Repeat, exactly and completely, the material that follows. Omit the pictures.

Begin Data

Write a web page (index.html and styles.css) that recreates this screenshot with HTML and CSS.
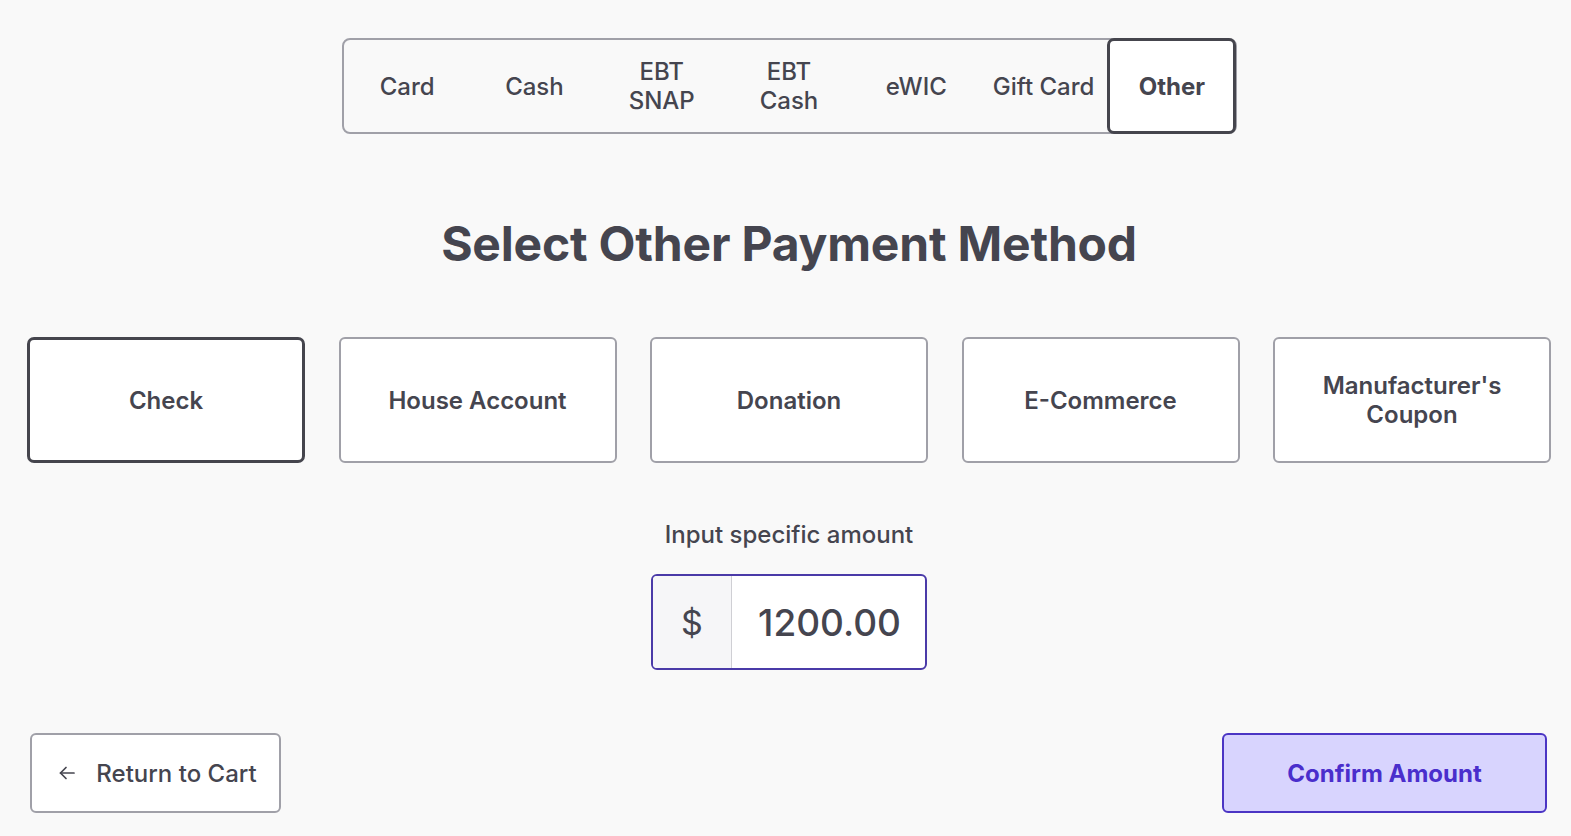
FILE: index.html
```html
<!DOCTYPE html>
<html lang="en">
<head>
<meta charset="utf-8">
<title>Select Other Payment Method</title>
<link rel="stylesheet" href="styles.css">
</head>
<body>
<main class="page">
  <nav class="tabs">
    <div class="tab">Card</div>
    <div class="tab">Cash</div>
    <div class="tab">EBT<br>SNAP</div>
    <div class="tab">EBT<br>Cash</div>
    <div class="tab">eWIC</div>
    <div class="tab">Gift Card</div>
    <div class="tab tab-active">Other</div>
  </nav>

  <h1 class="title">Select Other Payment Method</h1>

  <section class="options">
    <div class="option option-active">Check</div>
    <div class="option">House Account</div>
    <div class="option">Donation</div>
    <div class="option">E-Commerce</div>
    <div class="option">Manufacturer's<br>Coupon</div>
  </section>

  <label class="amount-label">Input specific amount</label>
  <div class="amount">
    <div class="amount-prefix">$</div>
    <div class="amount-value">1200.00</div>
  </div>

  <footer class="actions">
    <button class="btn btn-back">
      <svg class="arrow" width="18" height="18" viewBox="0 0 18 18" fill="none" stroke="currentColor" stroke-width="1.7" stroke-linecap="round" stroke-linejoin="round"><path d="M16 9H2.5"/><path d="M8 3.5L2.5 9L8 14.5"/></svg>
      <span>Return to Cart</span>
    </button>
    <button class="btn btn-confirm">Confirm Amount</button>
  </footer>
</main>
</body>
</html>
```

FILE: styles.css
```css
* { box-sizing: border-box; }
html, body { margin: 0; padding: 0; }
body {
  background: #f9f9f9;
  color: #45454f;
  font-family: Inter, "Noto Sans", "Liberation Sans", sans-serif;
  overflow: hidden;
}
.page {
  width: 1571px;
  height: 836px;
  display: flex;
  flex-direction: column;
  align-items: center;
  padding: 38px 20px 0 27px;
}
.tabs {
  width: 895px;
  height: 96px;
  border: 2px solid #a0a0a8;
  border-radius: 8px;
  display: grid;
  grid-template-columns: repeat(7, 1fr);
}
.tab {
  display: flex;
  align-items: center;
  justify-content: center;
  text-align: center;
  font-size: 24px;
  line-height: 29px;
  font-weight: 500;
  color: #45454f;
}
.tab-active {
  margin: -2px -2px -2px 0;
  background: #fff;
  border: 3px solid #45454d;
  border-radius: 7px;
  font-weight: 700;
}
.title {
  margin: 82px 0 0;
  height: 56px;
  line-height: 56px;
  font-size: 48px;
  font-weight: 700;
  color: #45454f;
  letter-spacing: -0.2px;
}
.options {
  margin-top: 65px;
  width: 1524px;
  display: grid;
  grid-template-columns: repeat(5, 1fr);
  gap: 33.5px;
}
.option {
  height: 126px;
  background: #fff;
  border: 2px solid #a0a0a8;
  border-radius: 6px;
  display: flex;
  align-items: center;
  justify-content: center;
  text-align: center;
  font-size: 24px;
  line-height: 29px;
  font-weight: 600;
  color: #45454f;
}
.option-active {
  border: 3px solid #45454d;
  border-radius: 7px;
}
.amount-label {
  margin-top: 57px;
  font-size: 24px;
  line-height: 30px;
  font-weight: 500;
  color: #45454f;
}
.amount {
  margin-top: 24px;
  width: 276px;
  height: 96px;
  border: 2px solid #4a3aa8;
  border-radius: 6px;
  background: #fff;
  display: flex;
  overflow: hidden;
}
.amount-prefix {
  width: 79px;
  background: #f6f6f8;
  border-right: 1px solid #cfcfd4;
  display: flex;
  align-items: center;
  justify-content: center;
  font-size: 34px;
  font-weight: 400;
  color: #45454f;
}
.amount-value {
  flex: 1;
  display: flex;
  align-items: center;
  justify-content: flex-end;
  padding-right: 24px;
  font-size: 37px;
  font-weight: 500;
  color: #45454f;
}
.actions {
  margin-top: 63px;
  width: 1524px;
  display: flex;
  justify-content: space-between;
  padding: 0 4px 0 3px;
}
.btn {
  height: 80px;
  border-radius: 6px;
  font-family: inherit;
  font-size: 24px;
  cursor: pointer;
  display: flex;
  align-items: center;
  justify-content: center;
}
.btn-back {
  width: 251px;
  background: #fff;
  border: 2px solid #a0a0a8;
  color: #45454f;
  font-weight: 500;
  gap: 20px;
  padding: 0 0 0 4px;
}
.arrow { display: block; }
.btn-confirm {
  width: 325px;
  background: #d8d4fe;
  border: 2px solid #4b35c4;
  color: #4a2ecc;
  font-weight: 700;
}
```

End Data

Exercise output ->
Write a web page (index.html and styles.css) that recreates this screenshot with HTML and CSS.
FILE: index.html
```html
<!DOCTYPE html>
<html lang="en">
<head>
<meta charset="utf-8">
<title>Select Other Payment Method</title>
<link rel="stylesheet" href="styles.css">
</head>
<body>
<main class="page">
  <nav class="tabs">
    <div class="tab">Card</div>
    <div class="tab">Cash</div>
    <div class="tab">EBT<br>SNAP</div>
    <div class="tab">EBT<br>Cash</div>
    <div class="tab">eWIC</div>
    <div class="tab">Gift Card</div>
    <div class="tab tab-active">Other</div>
  </nav>

  <h1 class="title">Select Other Payment Method</h1>

  <section class="options">
    <div class="option option-active">Check</div>
    <div class="option">House Account</div>
    <div class="option">Donation</div>
    <div class="option">E-Commerce</div>
    <div class="option">Manufacturer's<br>Coupon</div>
  </section>

  <label class="amount-label">Input specific amount</label>
  <div class="amount">
    <div class="amount-prefix">$</div>
    <div class="amount-value">1200.00</div>
  </div>

  <footer class="actions">
    <button class="btn btn-back">
      <svg class="arrow" width="18" height="18" viewBox="0 0 18 18" fill="none" stroke="currentColor" stroke-width="1.7" stroke-linecap="round" stroke-linejoin="round"><path d="M16 9H2.5"/><path d="M8 3.5L2.5 9L8 14.5"/></svg>
      <span>Return to Cart</span>
    </button>
    <button class="btn btn-confirm">Confirm Amount</button>
  </footer>
</main>
</body>
</html>
```

FILE: styles.css
```css
* { box-sizing: border-box; }
html, body { margin: 0; padding: 0; }
body {
  background: #f9f9f9;
  color: #45454f;
  font-family: Inter, "Noto Sans", "Liberation Sans", sans-serif;
  overflow: hidden;
}
.page {
  width: 1571px;
  height: 836px;
  display: flex;
  flex-direction: column;
  align-items: center;
  padding: 38px 20px 0 27px;
}
.tabs {
  width: 895px;
  height: 96px;
  border: 2px solid #a0a0a8;
  border-radius: 8px;
  display: grid;
  grid-template-columns: repeat(7, 1fr);
}
.tab {
  display: flex;
  align-items: center;
  justify-content: center;
  text-align: center;
  font-size: 24px;
  line-height: 29px;
  font-weight: 500;
  color: #45454f;
}
.tab-active {
  margin: -2px -2px -2px 0;
  background: #fff;
  border: 3px solid #45454d;
  border-radius: 7px;
  font-weight: 700;
}
.title {
  margin: 82px 0 0;
  height: 56px;
  line-height: 56px;
  font-size: 48px;
  font-weight: 700;
  color: #45454f;
  letter-spacing: -0.2px;
}
.options {
  margin-top: 65px;
  width: 1524px;
  display: grid;
  grid-template-columns: repeat(5, 1fr);
  gap: 33.5px;
}
.option {
  height: 126px;
  background: #fff;
  border: 2px solid #a0a0a8;
  border-radius: 6px;
  display: flex;
  align-items: center;
  justify-content: center;
  text-align: center;
  font-size: 24px;
  line-height: 29px;
  font-weight: 600;
  color: #45454f;
}
.option-active {
  border: 3px solid #45454d;
  border-radius: 7px;
}
.amount-label {
  margin-top: 57px;
  font-size: 24px;
  line-height: 30px;
  font-weight: 500;
  color: #45454f;
}
.amount {
  margin-top: 24px;
  width: 276px;
  height: 96px;
  border: 2px solid #4a3aa8;
  border-radius: 6px;
  background: #fff;
  display: flex;
  overflow: hidden;
}
.amount-prefix {
  width: 79px;
  background: #f6f6f8;
  border-right: 1px solid #cfcfd4;
  display: flex;
  align-items: center;
  justify-content: center;
  font-size: 34px;
  font-weight: 400;
  color: #45454f;
}
.amount-value {
  flex: 1;
  display: flex;
  align-items: center;
  justify-content: flex-end;
  padding-right: 24px;
  font-size: 37px;
  font-weight: 500;
  color: #45454f;
}
.actions {
  margin-top: 63px;
  width: 1524px;
  display: flex;
  justify-content: space-between;
  padding: 0 4px 0 3px;
}
.btn {
  height: 80px;
  border-radius: 6px;
  font-family: inherit;
  font-size: 24px;
  cursor: pointer;
  display: flex;
  align-items: center;
  justify-content: center;
}
.btn-back {
  width: 251px;
  background: #fff;
  border: 2px solid #a0a0a8;
  color: #45454f;
  font-weight: 500;
  gap: 20px;
  padding: 0 0 0 4px;
}
.arrow { display: block; }
.btn-confirm {
  width: 325px;
  background: #d8d4fe;
  border: 2px solid #4b35c4;
  color: #4a2ecc;
  font-weight: 700;
}
```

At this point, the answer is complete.